Believing in Hope:
As the tumor grows, symptoms of pain and jaundice become severe enough to send someone to the doctor. But by then, the tumor is often too
advanced to be removed with surgery, because it may have grown into or around major arteries and veins or has already spread to the liver,
intestines and other organs. Intense chemotherapy combined with radiation can shrink the tumor, but it often grows back.
U-M researchers work to shed light on the grim world of pancreatic cancer, con't.
Many types of cancer develop resistance to chemotherapeutic drugs over time, but pancreatic cancer seems to be inherently resistant and emerges unscathed from chemotherapy and radiation that can eradicate other solid tumors.
"If you look at pancreatic cancer under a microscope, it's a sea of scar tissue with nests of cancer cells," says Simeone.
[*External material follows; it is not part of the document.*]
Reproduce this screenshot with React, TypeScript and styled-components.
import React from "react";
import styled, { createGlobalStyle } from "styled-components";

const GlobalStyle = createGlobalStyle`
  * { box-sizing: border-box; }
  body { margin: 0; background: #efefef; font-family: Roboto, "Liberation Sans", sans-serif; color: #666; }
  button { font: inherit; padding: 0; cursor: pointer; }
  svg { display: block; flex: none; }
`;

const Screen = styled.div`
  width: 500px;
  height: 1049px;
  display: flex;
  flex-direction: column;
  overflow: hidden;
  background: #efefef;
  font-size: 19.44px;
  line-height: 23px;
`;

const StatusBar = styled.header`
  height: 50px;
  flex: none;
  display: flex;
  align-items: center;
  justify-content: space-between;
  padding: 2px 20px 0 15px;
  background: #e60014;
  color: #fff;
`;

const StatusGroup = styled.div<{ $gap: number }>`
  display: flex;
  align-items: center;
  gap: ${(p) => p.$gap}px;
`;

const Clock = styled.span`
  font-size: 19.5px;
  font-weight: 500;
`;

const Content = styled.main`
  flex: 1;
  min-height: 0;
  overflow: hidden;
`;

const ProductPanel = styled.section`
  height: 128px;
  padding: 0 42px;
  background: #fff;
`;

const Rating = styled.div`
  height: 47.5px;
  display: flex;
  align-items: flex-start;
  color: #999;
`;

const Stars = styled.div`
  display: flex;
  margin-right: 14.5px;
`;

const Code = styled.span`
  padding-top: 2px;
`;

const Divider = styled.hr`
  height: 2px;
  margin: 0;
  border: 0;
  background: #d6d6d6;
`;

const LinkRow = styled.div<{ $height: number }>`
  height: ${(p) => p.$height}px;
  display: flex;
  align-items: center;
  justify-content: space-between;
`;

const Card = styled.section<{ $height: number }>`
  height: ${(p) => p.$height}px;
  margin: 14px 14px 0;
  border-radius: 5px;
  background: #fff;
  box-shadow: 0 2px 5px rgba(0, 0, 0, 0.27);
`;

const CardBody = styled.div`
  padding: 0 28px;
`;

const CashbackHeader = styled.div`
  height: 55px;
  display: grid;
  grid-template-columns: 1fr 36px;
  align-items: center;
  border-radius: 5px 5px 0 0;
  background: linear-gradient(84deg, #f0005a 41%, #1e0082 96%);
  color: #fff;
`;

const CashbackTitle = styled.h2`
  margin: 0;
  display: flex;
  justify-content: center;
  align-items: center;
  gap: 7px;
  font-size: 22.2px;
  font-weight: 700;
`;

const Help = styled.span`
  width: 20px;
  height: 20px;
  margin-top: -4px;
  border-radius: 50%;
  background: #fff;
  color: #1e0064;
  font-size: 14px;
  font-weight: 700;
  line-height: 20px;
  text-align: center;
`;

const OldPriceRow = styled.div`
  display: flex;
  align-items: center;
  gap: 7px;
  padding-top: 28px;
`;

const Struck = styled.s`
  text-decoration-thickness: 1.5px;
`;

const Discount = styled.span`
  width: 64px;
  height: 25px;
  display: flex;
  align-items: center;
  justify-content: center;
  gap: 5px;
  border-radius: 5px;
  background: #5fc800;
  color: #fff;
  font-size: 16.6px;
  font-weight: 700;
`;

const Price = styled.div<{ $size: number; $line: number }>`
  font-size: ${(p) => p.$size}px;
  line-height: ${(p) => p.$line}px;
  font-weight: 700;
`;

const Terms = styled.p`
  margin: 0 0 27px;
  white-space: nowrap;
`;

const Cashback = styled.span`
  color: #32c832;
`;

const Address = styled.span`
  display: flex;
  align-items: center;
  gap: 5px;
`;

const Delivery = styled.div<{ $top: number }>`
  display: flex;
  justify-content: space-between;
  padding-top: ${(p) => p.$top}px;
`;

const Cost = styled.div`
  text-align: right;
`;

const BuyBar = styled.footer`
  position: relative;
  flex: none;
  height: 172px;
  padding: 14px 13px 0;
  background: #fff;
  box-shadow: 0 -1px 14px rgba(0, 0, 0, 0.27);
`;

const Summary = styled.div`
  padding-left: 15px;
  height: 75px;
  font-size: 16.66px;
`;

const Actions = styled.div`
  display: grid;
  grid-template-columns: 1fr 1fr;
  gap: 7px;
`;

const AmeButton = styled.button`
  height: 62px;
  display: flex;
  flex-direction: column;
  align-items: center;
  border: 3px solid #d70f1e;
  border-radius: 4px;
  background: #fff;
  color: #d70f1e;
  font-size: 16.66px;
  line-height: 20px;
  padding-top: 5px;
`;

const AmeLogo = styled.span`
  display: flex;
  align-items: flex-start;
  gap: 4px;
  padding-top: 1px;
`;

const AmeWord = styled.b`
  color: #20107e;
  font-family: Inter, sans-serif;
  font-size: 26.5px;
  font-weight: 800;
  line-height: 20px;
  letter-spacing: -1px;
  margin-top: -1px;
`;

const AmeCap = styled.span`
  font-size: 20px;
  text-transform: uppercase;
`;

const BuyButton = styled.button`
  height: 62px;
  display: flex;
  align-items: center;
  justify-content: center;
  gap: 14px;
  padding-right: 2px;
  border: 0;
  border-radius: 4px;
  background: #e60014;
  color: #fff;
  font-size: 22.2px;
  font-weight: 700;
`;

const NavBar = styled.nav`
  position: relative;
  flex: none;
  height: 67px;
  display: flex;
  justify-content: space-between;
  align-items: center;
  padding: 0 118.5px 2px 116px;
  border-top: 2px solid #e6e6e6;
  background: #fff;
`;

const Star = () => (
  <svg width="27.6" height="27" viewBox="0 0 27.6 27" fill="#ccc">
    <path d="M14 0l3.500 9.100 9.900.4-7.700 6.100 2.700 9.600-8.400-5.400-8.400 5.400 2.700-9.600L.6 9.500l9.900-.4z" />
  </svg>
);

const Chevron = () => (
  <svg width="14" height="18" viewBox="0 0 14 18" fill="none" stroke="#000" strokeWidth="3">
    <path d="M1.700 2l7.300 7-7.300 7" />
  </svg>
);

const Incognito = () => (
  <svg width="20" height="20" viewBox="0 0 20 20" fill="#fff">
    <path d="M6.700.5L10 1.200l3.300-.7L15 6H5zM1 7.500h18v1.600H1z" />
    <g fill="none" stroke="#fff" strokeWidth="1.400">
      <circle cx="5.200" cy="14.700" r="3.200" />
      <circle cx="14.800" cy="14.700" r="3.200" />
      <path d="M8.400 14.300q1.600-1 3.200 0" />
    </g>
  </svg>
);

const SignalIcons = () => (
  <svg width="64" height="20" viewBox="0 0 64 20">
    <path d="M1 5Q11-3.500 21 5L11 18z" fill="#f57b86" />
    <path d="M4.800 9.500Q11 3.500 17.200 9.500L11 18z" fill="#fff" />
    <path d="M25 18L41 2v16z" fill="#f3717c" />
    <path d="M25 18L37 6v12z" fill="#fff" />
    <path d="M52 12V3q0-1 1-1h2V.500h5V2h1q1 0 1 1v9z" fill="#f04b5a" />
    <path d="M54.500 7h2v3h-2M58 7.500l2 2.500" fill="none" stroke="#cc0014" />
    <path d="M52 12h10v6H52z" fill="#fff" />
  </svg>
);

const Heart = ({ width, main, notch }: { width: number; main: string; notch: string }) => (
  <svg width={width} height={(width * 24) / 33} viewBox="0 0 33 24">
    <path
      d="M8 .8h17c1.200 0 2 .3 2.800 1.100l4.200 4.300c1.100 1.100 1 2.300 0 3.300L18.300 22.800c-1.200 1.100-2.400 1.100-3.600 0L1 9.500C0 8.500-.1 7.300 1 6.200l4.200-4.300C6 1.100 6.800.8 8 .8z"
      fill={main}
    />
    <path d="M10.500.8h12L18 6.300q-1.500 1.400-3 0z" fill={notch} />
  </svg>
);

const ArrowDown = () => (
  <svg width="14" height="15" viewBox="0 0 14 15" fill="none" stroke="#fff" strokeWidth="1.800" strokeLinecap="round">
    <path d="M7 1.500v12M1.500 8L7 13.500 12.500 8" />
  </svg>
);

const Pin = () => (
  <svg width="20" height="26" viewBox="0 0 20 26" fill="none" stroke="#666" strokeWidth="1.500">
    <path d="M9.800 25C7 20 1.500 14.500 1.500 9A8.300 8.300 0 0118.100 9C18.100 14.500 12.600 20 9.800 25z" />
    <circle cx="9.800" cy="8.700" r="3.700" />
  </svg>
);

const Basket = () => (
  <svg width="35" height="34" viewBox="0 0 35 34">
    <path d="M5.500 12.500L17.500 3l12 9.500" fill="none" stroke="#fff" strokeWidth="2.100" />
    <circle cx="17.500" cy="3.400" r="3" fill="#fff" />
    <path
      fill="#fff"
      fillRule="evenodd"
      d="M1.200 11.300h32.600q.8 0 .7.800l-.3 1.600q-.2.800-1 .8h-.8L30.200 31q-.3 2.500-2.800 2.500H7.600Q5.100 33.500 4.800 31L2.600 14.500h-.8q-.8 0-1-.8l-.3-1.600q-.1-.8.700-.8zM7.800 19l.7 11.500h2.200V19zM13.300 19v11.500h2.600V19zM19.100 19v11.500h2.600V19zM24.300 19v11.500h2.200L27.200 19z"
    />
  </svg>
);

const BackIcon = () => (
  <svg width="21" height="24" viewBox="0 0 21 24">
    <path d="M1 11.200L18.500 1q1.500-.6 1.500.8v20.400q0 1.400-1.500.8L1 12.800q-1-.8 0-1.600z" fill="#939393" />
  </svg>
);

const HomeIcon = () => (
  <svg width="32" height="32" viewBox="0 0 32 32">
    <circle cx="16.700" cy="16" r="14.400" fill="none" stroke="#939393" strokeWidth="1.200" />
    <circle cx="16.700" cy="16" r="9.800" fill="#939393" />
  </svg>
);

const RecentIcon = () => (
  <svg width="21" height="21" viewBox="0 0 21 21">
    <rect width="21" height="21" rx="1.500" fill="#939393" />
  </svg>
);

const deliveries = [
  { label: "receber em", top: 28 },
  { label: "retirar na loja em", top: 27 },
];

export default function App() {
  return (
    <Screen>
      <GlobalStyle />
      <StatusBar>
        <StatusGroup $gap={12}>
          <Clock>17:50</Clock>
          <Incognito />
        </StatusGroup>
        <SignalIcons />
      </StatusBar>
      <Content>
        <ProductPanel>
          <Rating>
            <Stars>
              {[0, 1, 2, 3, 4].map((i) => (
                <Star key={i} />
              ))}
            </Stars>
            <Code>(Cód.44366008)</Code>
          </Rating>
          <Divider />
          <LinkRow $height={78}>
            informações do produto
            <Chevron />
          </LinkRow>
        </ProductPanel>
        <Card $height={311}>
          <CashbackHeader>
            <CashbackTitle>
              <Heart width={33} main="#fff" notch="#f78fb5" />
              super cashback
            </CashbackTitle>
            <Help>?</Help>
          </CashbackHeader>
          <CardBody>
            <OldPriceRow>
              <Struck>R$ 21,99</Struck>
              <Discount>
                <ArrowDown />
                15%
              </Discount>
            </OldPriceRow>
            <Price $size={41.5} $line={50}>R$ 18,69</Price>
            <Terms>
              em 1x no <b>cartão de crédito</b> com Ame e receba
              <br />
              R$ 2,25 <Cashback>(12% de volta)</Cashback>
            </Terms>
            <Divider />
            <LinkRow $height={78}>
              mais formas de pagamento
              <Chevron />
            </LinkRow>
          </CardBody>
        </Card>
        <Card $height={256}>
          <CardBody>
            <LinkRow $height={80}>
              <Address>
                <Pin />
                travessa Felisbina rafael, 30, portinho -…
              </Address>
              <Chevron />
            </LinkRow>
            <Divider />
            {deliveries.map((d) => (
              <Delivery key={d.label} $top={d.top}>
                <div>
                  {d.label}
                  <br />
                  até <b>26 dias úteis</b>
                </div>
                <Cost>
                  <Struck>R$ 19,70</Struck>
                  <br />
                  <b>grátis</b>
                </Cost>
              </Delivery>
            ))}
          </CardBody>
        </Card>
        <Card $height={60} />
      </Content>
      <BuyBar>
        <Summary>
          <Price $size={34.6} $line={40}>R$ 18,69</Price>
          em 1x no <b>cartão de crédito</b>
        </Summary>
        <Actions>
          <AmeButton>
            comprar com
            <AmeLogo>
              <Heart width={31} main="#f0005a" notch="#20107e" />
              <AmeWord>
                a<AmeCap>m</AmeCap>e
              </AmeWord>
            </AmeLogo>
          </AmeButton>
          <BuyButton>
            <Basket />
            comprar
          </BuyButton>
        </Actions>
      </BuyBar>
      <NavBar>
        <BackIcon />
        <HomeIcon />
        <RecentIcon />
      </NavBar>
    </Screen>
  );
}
The dense fibrotic tissue surrounding the tumor makes it harder for drugs and radiation to reach and treat the cancer cells and explains some of pancreatic cancer's resistance to treatment.
But there's something else about pancreatic cancer that makes it so deadly an innate aggressiveness that comes from the genetic mutations that drive its development and growth.
"I look at the tumor as a miniature natural selection process," explains Pasca di Magliano. "It accumulates mutations randomly, but if one clone of tumor can grow faster, it will take over. The tumor selects for the meanest cells the ones that ignore all the signals saying you really shouldnt divide anymore."
Scientists like Pasca di Magliano who study the genetics of pancreatic cancer focus on KRAS, because a mutant form of this gene is present in 90 to 95% of all human pancreatic tumors. The cancer-causing KRAS mutant triggers chronic inflammation in the pancreas, according to Pasca di Magliano's newest research. Instead of recruiting immune cells that promote healing, the gene recruits immune cells that inflame surrounding tissue and help the tumor to grow.
Although the KRAS mutation is extremely important, Pasca di Magliano points out that many people acquire this mutation as they age, but never develop pancreatic cancer."You need to have the KRAS mutant and then something else has to happen," she says. The "something else" could be a mutation in a major tumor suppressor gene called p53; abnormal expression of a gene called ATDC, an oncogene discovered in Simeone's lab that is a critical trigger to promote invasiveness; or defects in a signaling pathway called Hedgehog. All of these genetic abnormalities are common in pancreatic cancer.
In fact, researchers have found that malignant pancreatic tumors have an average of 63 mutations, and the specific combination of mutations varies widely from patient to patient. So drugs that target just one mutation may not be the answer.
Simeone believes an important clue to eradicating pancreatic cancer could involve targeting a subset of cells called cancer stem cells, which recently have been found to be present in several types of cancer. In 2007, Simeone and other U-M researchers discovered pancreatic cancer stem cells in human tumors by looking for three specific proteins on the cell's surface. She found that it took just 100 of these stem cells to trigger cancer in research mice, as opposed to thousands of regular tumor cells.
"All our data supports the concept that this cell population is a driver of pancreatic cancer and is particularly resistant to standard therapies," Simeone says. "If we want to cure pancreatic cancer, this cell population needs to be accounted for."
In recent research, Simeone discovered that all pancreatic cancer stem cells are not created equal. She found that cancer stem cells in some human tumors have a different surface protein called c-Met. In combination with another cancer stem cell marker called CD44, c-Met triggers a super-aggressive form of pancreatic cancer that grows and metastasizes rapidly.